Tuesday, April 05, 2011

Regulation Determining When Hedge Fund is Systemically Significant under Dodd-Frank Should Adjust for Inflation

While the hedge fund industry agrees that $50 billion in assets is a reasonable threshold for determining when a hedge fund or other non-bank financial company should be deemed systemically significant under Dodd-Frank, it is important that the threshold be adjusted over time to account for the effects of inflation and the growth of capital markets. In a letter to the Federal Reserve Board, the Managed Funds Association said that without appropriate adjustments over time the threshold will become outdated and capture additional firms whose size relative to the size of capital markets has not increased. The MFA noted that it has consistently urged Congress and the SEC to raise investment thresholds to address the effects of inflation and to prevent hedge funds from becoming accessible to retail investors.

The MFA also asked the Board to clarify the calculation of assets for asset managers and the investment funds they manage. It is also important for the Board to maintain the privacy of any list of significant nonbank financial companies, to avoid unintended market effects on firms that meet the definition.

The structure of investment advisers and the private investment funds they manage is fundamentally different from the holding company structure typical of other types of financial institutions. The MFA is concerned, however, that the proposed consolidated balance sheet test does not appropriately account for these important differences and, thus, could be overly broad with respect to investment advisory firms. This is because GAAP may, under certain circumstances, require the assets of client investment funds managed by an adviser to be consolidated onto the balance sheet of the adviser.

In the MFA’s view, this accounting treatment does not reflect the reality of where the at-risk assets are located and would provide a misleading view of the size and interconnectedness of investment advisory firms. The hedge fund association urged the Board to specifically exclude client assets under management from the consolidated balance sheet test for investment advisers, regardless of the accounting treatment with respect to such client assets.

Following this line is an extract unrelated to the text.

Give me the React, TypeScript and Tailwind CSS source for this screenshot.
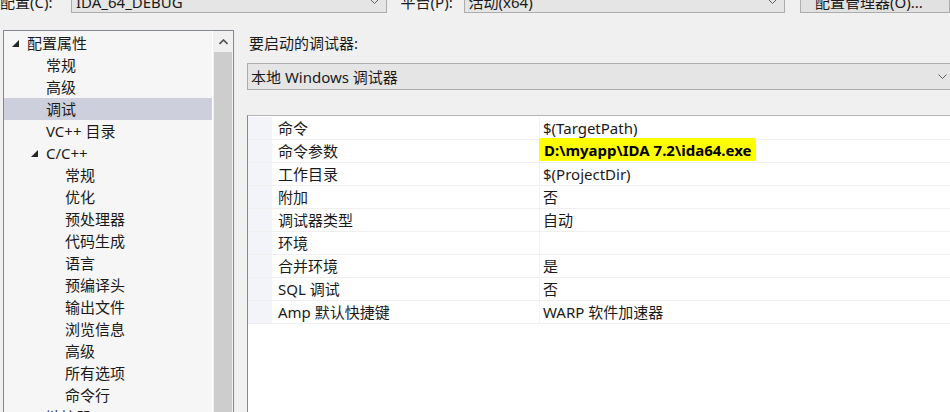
type TreeItem = { label: string; level: 0 | 1 | 2; expanded?: boolean; collapsed?: boolean; selected?: boolean };

const treeItems: TreeItem[] = [
  { label: "配置属性", level: 0, expanded: true },
  { label: "常规", level: 1 },
  { label: "高级", level: 1 },
  { label: "调试", level: 1, selected: true },
  { label: "VC++ 目录", level: 1 },
  { label: "C/C++", level: 1, expanded: true },
  { label: "常规", level: 2 },
  { label: "优化", level: 2 },
  { label: "预处理器", level: 2 },
  { label: "代码生成", level: 2 },
  { label: "语言", level: 2 },
  { label: "预编译头", level: 2 },
  { label: "输出文件", level: 2 },
  { label: "浏览信息", level: 2 },
  { label: "高级", level: 2 },
  { label: "所有选项", level: 2 },
  { label: "命令行", level: 2 },
  { label: "链接器", level: 1, collapsed: true },
];

const indent = { 0: "pl-[8px]", 1: "pl-[27px]", 2: "pl-[46px]" };

const props: { name: string; value: string; mark?: boolean }[] = [
  { name: "命令", value: "$(TargetPath)" },
  { name: "命令参数", value: "D:\\myapp\\IDA 7.2\\ida64.exe", mark: true },
  { name: "工作目录", value: "$(ProjectDir)" },
  { name: "附加", value: "否" },
  { name: "调试器类型", value: "自动" },
  { name: "环境", value: "" },
  { name: "合并环境", value: "是" },
  { name: "SQL 调试", value: "否" },
  { name: "Amp 默认快捷键", value: "WARP 软件加速器" },
];

function Chevron({ className = "" }: { className?: string }) {
  return (
    <svg width="9" height="6" viewBox="0 0 9 6" className={className}>
      <polyline points="0.5,0.5 4.5,4.5 8.5,0.5" fill="none" stroke="#606060" strokeWidth="1" />
    </svg>
  );
}

function Combo({ text, className }: { text: string; className: string }) {
  return (
    <div className={`flex h-full items-center justify-between border border-[#acacac] bg-[#e5e5e5] pl-[4px] pr-[7px] ${className}`}>
      <span>{text}</span>
      <Chevron />
    </div>
  );
}

export default function App() {
  return (
    <div className="relative h-[412px] w-[950px] overflow-hidden bg-[#f0f0f0] font-['Noto_Sans','Noto_Sans_CJK_SC',sans-serif] text-[15px] leading-[22px] text-[#1a1a1a]">
      <div className="-mt-[10px] flex h-[23px] items-center">
        <span className="w-[71px] shrink-0">配置(C):</span>
        <Combo text="IDA_64_DEBUG" className="w-[323px]" />
        <span className="ml-[14px] w-[63px] shrink-0">平台(P):</span>
        <Combo text="活动(x64)" className="w-[329px]" />
        <div className="ml-[15px] flex h-full w-[150px] shrink-0 items-center border border-[#adadad] bg-[#e1e1e1] pl-[14px]">
          配置管理器(O)...
        </div>
      </div>

      <div className="flex">
        {/* tree */}
        <aside className="ml-[3px] mt-[17px] flex h-[420px] w-[231px] shrink-0 border border-[#828790] bg-[#f6f6f6]">
          <div className="flex-1 border-r border-white pt-[1px]">
            {treeItems.map((item, i) => (
              <div
                key={i}
                className={`flex h-[22px] items-center ${indent[item.level]} ${item.selected ? "bg-[#cdd0dc]" : ""}`}
              >
                <span className="flex w-[15px] shrink-0 items-center">
                  {item.expanded ? (
                    <svg width="7" height="7" viewBox="0 0 7 7">
                      <path d="M7 0 L7 7 L0 7 Z" fill="#262626" />
                    </svg>
                  ) : item.collapsed ? (
                    <svg width="6" height="9" viewBox="0 0 6 9">
                      <path d="M0.5 0.5 L5.5 4.5 L0.5 8.5 Z" fill="none" stroke="#404040" />
                    </svg>
                  ) : null}
                </span>
                <span>{item.label}</span>
              </div>
            ))}
          </div>
          <div className="flex w-[20px] shrink-0 flex-col bg-[#f0f0f0]">
            <div className="flex h-[21px] items-center justify-center">
              <svg width="9" height="6" viewBox="0 0 9 6">
                <polyline points="0.5,5 4.5,1 8.5,5" fill="none" stroke="#505050" strokeWidth="1.6" />
              </svg>
            </div>
            <div className="mx-[1px] flex-1 bg-[#cdcdcd]" />
          </div>
        </aside>

        {/* right side */}
        <section className="ml-[13px] flex flex-1 flex-col">
          <div className="mt-[19px] h-[22px] pl-[2px]">要启动的调试器:</div>
          <div className="mt-[9px] flex h-[27px] items-center justify-between border border-r-0 border-[#acacac] bg-[#e5e5e5] pl-[3px] pr-[3px]">
            <span>本地 Windows 调试器</span>
            <Chevron />
          </div>

          <div className="mt-[25px] h-[300px] border-l border-t border-l-[#828790] border-t-[#b4b4b4] bg-white pt-[1px]">
            {props.map((p) => (
              <div key={p.name} className="flex h-[23px] border-b border-[#efefef]">
                <div className="w-[24px] shrink-0 bg-[#f2f4f9]" />
                <div className="flex w-[267px] shrink-0 items-center pl-[6px]">{p.name}</div>
                <div className="flex flex-1 items-center border-l border-[#f3f3f3] pl-[3px]">
                  {p.mark ? (
                    <span className="-ml-[4px] -mt-[3px] inline-block rounded-[2px] bg-[#ffff00] px-[5px] pt-[1px] text-[15px] font-bold leading-[22px] text-black">
                      {p.value}
                    </span>
                  ) : (
                    p.value
                  )}
                </div>
              </div>
            ))}
          </div>
        </section>
      </div>
    </div>
  );
}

A review of the basic structure of investment advisers to private investment funds illustrates the appropriateness of excluding client assets under management from an adviser’s consolidated balance sheet. Advisers to private investment funds typically do not have substantial assets. Although the principals of the adviser often have personal capital invested in the funds they manage, any losses to such capital do not affect the safety and soundness of the investment adviser entities. It is the funds that hold the financial assets, that transact with trading counterparties on a collateralized basis, and to which investors commit capital.

The risks and rewards of the funds’ investment portfolios are borne by a diverse group of underlying sophisticated investors, institutions or ultra-high net worth individuals, who typically invest in private investment funds as part of a diversified portfolio. The adviser entity is not liable for the obligations of the investment fund, nor does the investment fund have responsibility for the liabilities of the adviser entity. For these reasons, the MFA believes it would be inappropriate and misleading to include fund assets under management when determining whether an investment adviser meets the $50 billion asset threshold

The MFA also asked the Board to clarify that separate investment funds managed by the same adviser should not be consolidated for purposes of the definition of significant nonbank financial company solely because the funds are managed by the same adviser, regardless of accounting treatment. The association noted that different funds managed by a common adviser do not typically have the kind of intercompany loans or transactions that can create intraconnectedness and tie the risks associated with one company to other companies in the same ownership structure.

Unlike bank holding companies, hedge funds and other private investment funds generally engage in one distinct business. For these reasons, analyzing private investment funds on a fund-by-fund basis provides a realistic view of the size and interconnectedness of those investment funds. It is this economic reality and not the accounting treatment of investment funds that should be the basis on which the Board considers whether an investment fund is significant.